Como uma prática que vai refletindo sobre as próprias experiências, o neoliberalismo desdobrou-se ao longo do tempo como um leque variado de opções, não necessariamente consistentes entre si, mas sempre justificadas pela meta estratégica: a sociedade plenamente concorrencial. Não por acaso, os homens e as mulheres que a encarnaram foram capazes de servir tanto a regimes autoritários, como na experiência seminal da ditadura chilena, quanto a regimes democráticos.

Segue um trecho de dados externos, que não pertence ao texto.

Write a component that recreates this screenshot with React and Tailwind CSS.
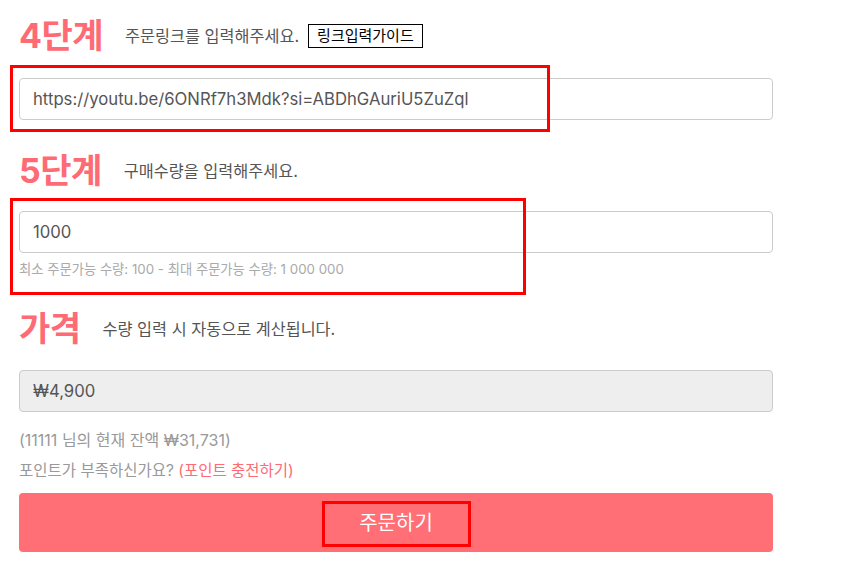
import React from 'react';

const FONT = "font-['Inter','Noto_Sans_CJK_KR',sans-serif]";

function StepHeading({ title, desc, children }) {
  return (
    <div className="flex items-center h-[40px]">
      <h2 className="text-[34px] leading-[40px] font-bold text-[#ff6b74] tracking-[-0.5px]">{title}</h2>
      <p className="ml-[22px] text-[16.3px] text-[#555] leading-[22px]">{desc}</p>
      {children}
    </div>
  );
}

export default function App() {
  return (
    <div className={`relative w-[842px] h-[582px] bg-white overflow-hidden ${FONT}`}>
      <div className="w-[754px] ml-[19px] pt-[16px] flex flex-col">
        {/* 4단계 — order link */}
        <StepHeading title="4단계" desc="주문링크를 입력해주세요.">
          <button className="ml-[9px] h-[24px] px-[8px] border border-black text-[15px] leading-[22px] text-black bg-white">
            링크입력가이드
          </button>
        </StepHeading>
        <input
          readOnly
          value="https://youtu.be/6ONRf7h3Mdk?si=ABDhGAuriU5ZuZql"
          className="mt-[22px] h-[42px] w-full border border-[#ccc] rounded-[4px] px-[13px] text-[16.7px] text-[#555] outline-none"
        />

        {/* 5단계 — quantity */}
        <div className="mt-[31px]">
          <StepHeading title="5단계" desc="구매수량을 입력해주세요." />
        </div>
        <input
          readOnly
          value="1000"
          className="mt-[20px] h-[42px] w-full border border-[#ccc] rounded-[4px] px-[13px] text-[16.7px] text-[#555] outline-none"
        />
        <p className="mt-[8px] text-[13.3px] leading-[16px] text-[#aaa]">
          최소 주문가능 수량: 100 - 최대 주문가능 수량: 1 000 000
        </p>

        {/* 가격 */}
        <div className="mt-[32px]">
          <StepHeading title="가격" desc="수량 입력 시 자동으로 계산됩니다." />
        </div>
        <input
          readOnly
          value="₩4,900"
          className="mt-[21px] h-[42px] w-full border border-[#ccc] rounded-[4px] px-[13px] text-[16.7px] text-[#555] bg-[#eee] outline-none"
        />
        <p className="mt-[17px] text-[16px] leading-[22px] text-[#999]">(11111 님의 현재 잔액 ₩31,731)</p>
        <p className="mt-[10px] text-[15.5px] leading-[20px] text-[#999]">
          포인트가 부족하신가요? <span className="text-[#ff6b74]">(포인트 충전하기)</span>
        </p>

        <button className="mt-[12px] h-[59px] w-full rounded-[4px] bg-[#ff6f75] text-white text-[20px] flex items-center justify-center">
          주문하기
        </button>
      </div>

      {/* red annotation boxes */}
      <div className="absolute left-[10px] top-[65px] w-[540px] h-[67px] border-[3px] border-[#ff0000] pointer-events-none" />
      <div className="absolute left-[10px] top-[198px] w-[516px] h-[97px] border-[3px] border-[#ff0000] pointer-events-none" />
      <div className="absolute left-[322px] top-[501px] w-[149px] h-[46px] border-[3px] border-[#ff0000] pointer-events-none" />
    </div>
  );
}
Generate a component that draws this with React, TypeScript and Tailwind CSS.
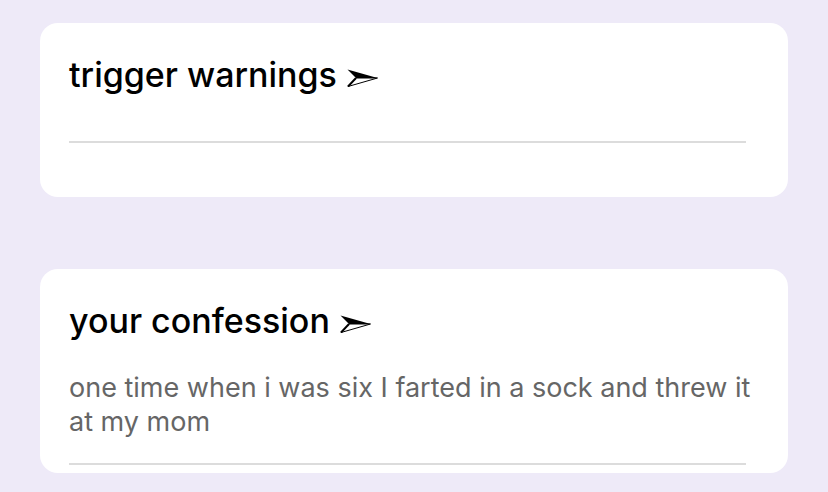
function Arrowhead() {
  return (
    <svg width="31" height="18" viewBox="0 0 31 18" className="inline-block ml-[10px] align-baseline">
      <polygon points="0.5,0.5 30.5,9 9,9" fill="#000" />
      <polygon points="9,9 30.5,9 1,17.5" fill="#fff" stroke="#000" strokeWidth="1" strokeLinejoin="miter" />
      <line x1="9" y1="9" x2="1" y2="17.5" stroke="#000" strokeWidth="2" />
    </svg>
  );
}

export default function App() {
  return (
    <div
      className="min-h-screen bg-[#eeeaf8] px-[40px] pt-[23px]"
      style={{ fontFamily: 'Inter, "Noto Sans", sans-serif' }}
    >
      {/* trigger warnings */}
      <section className="bg-white rounded-[18px] pl-[29px] pr-[42px] pt-[31px] h-[174px]">
        <h2 className="text-[34px] leading-[42px] font-medium text-black whitespace-nowrap">
          trigger warnings
          <Arrowhead />
        </h2>
        <div className="mt-[45px] h-[2px] bg-[#dcdcdc]" />
      </section>

      <div className="h-[72px]" />

      {/* your confession */}
      <section className="bg-white rounded-[18px] pl-[29px] pr-[24px] pt-[31px] pb-[8px]">
        <h2 className="text-[34px] leading-[42px] font-medium text-black whitespace-nowrap">
          your confession
          <Arrowhead />
        </h2>
        <p className="mt-[29px] text-[27px] leading-[34px] text-[#666666]">
          one time when i was six I farted in a sock and threw it at my mom
        </p>
        <div className="mt-[24px] mr-[18px] h-[2px] bg-[#dcdcdc]" />
      </section>
    </div>
  );
}
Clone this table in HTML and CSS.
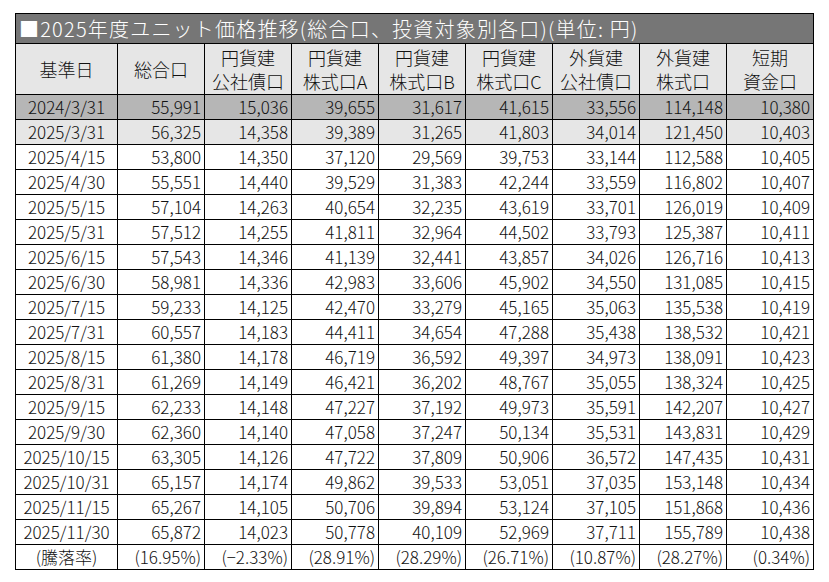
FILE: index.html
```html
<!DOCTYPE html>
<html lang="ja">
<head>
<meta charset="utf-8">
<link rel="stylesheet" href="styles.css">
</head>
<body>
<div class="wrap">
<table class="grid">
<colgroup>
<col class="c-date"><col class="c-num"><col class="c-num"><col class="c-num"><col class="c-num"><col class="c-num"><col class="c-num"><col class="c-num"><col class="c-num">
</colgroup>
<thead>
<tr class="title-row"><th colspan="9" class="title">■2025年度ユニット価格推移(総合口、投資対象別各口)(単位: 円)</th></tr>
<tr class="head-row">
<th>基準日</th>
<th>総合口</th>
<th>円貨建<br>公社債口</th>
<th>円貨建<br>株式口A</th>
<th>円貨建<br>株式口B</th>
<th>円貨建<br>株式口C</th>
<th>外貨建<br>公社債口</th>
<th>外貨建<br>株式口</th>
<th>短期<br>資金口</th>
</tr>
</thead>
<tbody>
<tr class="r-dark"><td class="d">2024/3/31</td><td>55,991</td><td>15,036</td><td>39,655</td><td>31,617</td><td>41,615</td><td>33,556</td><td>114,148</td><td>10,380</td></tr>
<tr class="r-light"><td class="d">2025/3/31</td><td>56,325</td><td>14,358</td><td>39,389</td><td>31,265</td><td>41,803</td><td>34,014</td><td>121,450</td><td>10,403</td></tr>
<tr><td class="d">2025/4/15</td><td>53,800</td><td>14,350</td><td>37,120</td><td>29,569</td><td>39,753</td><td>33,144</td><td>112,588</td><td>10,405</td></tr>
<tr><td class="d">2025/4/30</td><td>55,551</td><td>14,440</td><td>39,529</td><td>31,383</td><td>42,244</td><td>33,559</td><td>116,802</td><td>10,407</td></tr>
<tr><td class="d">2025/5/15</td><td>57,104</td><td>14,263</td><td>40,654</td><td>32,235</td><td>43,619</td><td>33,701</td><td>126,019</td><td>10,409</td></tr>
<tr><td class="d">2025/5/31</td><td>57,512</td><td>14,255</td><td>41,811</td><td>32,964</td><td>44,502</td><td>33,793</td><td>125,387</td><td>10,411</td></tr>
<tr><td class="d">2025/6/15</td><td>57,543</td><td>14,346</td><td>41,139</td><td>32,441</td><td>43,857</td><td>34,026</td><td>126,716</td><td>10,413</td></tr>
<tr><td class="d">2025/6/30</td><td>58,981</td><td>14,336</td><td>42,983</td><td>33,606</td><td>45,902</td><td>34,550</td><td>131,085</td><td>10,415</td></tr>
<tr><td class="d">2025/7/15</td><td>59,233</td><td>14,125</td><td>42,470</td><td>33,279</td><td>45,165</td><td>35,063</td><td>135,538</td><td>10,419</td></tr>
<tr><td class="d">2025/7/31</td><td>60,557</td><td>14,183</td><td>44,411</td><td>34,654</td><td>47,288</td><td>35,438</td><td>138,532</td><td>10,421</td></tr>
<tr><td class="d">2025/8/15</td><td>61,380</td><td>14,178</td><td>46,719</td><td>36,592</td><td>49,397</td><td>34,973</td><td>138,091</td><td>10,423</td></tr>
<tr><td class="d">2025/8/31</td><td>61,269</td><td>14,149</td><td>46,421</td><td>36,202</td><td>48,767</td><td>35,055</td><td>138,324</td><td>10,425</td></tr>
<tr><td class="d">2025/9/15</td><td>62,233</td><td>14,148</td><td>47,227</td><td>37,192</td><td>49,973</td><td>35,591</td><td>142,207</td><td>10,427</td></tr>
<tr><td class="d">2025/9/30</td><td>62,360</td><td>14,140</td><td>47,058</td><td>37,247</td><td>50,134</td><td>35,531</td><td>143,831</td><td>10,429</td></tr>
<tr><td class="d">2025/10/15</td><td>63,305</td><td>14,126</td><td>47,722</td><td>37,809</td><td>50,906</td><td>36,572</td><td>147,435</td><td>10,431</td></tr>
<tr><td class="d">2025/10/31</td><td>65,157</td><td>14,174</td><td>49,862</td><td>39,533</td><td>53,051</td><td>37,035</td><td>153,148</td><td>10,434</td></tr>
<tr><td class="d">2025/11/15</td><td>65,267</td><td>14,105</td><td>50,706</td><td>39,894</td><td>53,124</td><td>37,105</td><td>151,868</td><td>10,436</td></tr>
<tr><td class="d">2025/11/30</td><td>65,872</td><td>14,023</td><td>50,778</td><td>40,109</td><td>52,969</td><td>37,711</td><td>155,789</td><td>10,438</td></tr>
<tr class="r-rate"><td class="d">(騰落率)</td><td>(16.95%)</td><td>(−2.33%)</td><td>(28.91%)</td><td>(28.29%)</td><td>(26.71%)</td><td>(10.87%)</td><td>(28.27%)</td><td>(0.34%)</td></tr>
</tbody>
</table>
</div>
</body>
</html>
```

FILE: styles.css
```css
html, body {
  margin: 0;
  padding: 0;
  background: #ffffff;
}
.wrap {
  padding: 13px 0 0 15px;
}
.grid {
  border-collapse: collapse;
  table-layout: fixed;
  width: 799px;
  font-family: "Noto Sans CJK JP", "Noto Sans", sans-serif;
  font-size: 17px;
  font-weight: 300;
  color: #111111;
}
.c-date { width: 102px; }
.c-num { width: 87px; }
.grid th, .grid td {
  border: 1px solid #000000;
  padding: 0;
  font-weight: 300;
  white-space: nowrap;
  overflow: hidden;
}
.title-row th {
  height: 29px;
  background: #767676;
  color: #ffffff;
  text-align: left;
  font-size: 20px;
  letter-spacing: 1.2px;
  padding-left: 3px;
  line-height: 29px;
}
.head-row th {
  height: 50px;
  background: #e6e6e6;
  text-align: center;
  font-size: 18px;
  line-height: 24px;
  vertical-align: middle;
}
.grid td {
  height: 24px;
  line-height: 24px;
  text-align: right;
  padding-right: 3px;
}
.grid td.d {
  text-align: center;
  padding-right: 0;
}
.r-dark td { background: #b6b6b6; }
.r-light td { background: #e6e6e6; }
```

Justamente graças a essa dimensão estratégica, o neoliberalismo se apresenta não como uma desprendida linhagem intelectual, mas como uma opção de combate, um campo para aglutinar forças heterogêneas, porém dispostas a vencer um inimigo comum. Os neoliberais constroem as figuras concretas desse inimigo como o avesso de sua meta substantiva, isto é, os partidários sociais da igualdade, em suas distintas variantes, não importa se o socialismo, o sindicalismo, o Estado de bem-estar ou a própria democracia. E isso os leva, ao contrário da estampa antiestatista que carregam, a dar grande importância à apropriação e emprego contínuo do poder do Estado, pois é com seus recursos — a aura de legitimidade, a burocracia e a forma jurídica, mas especialmente os meios da violência — que o combate pode ser travado até suas últimas consequências. Ao fazer do Estado o pivô de uma dialética schmittiana (“amigo versus inimigo”), o neoliberalismo acaba se configurando, na visão dos autores, como um repertório de “estratégias de guerra civil”, seja para opor elites econômicas contra grupos sociais insubmissos, seja para opor, através do que chamam de “guerra dos valores”, as próprias classes populares entre si.
Combinando com maestria o material histórico relevante e a análise teórica fina, este livro chega ao Brasil em muito boa hora, para nos ajudar a compreender como e por que se tornou possível chegar à aflitiva conjuntura em que nos encontramos.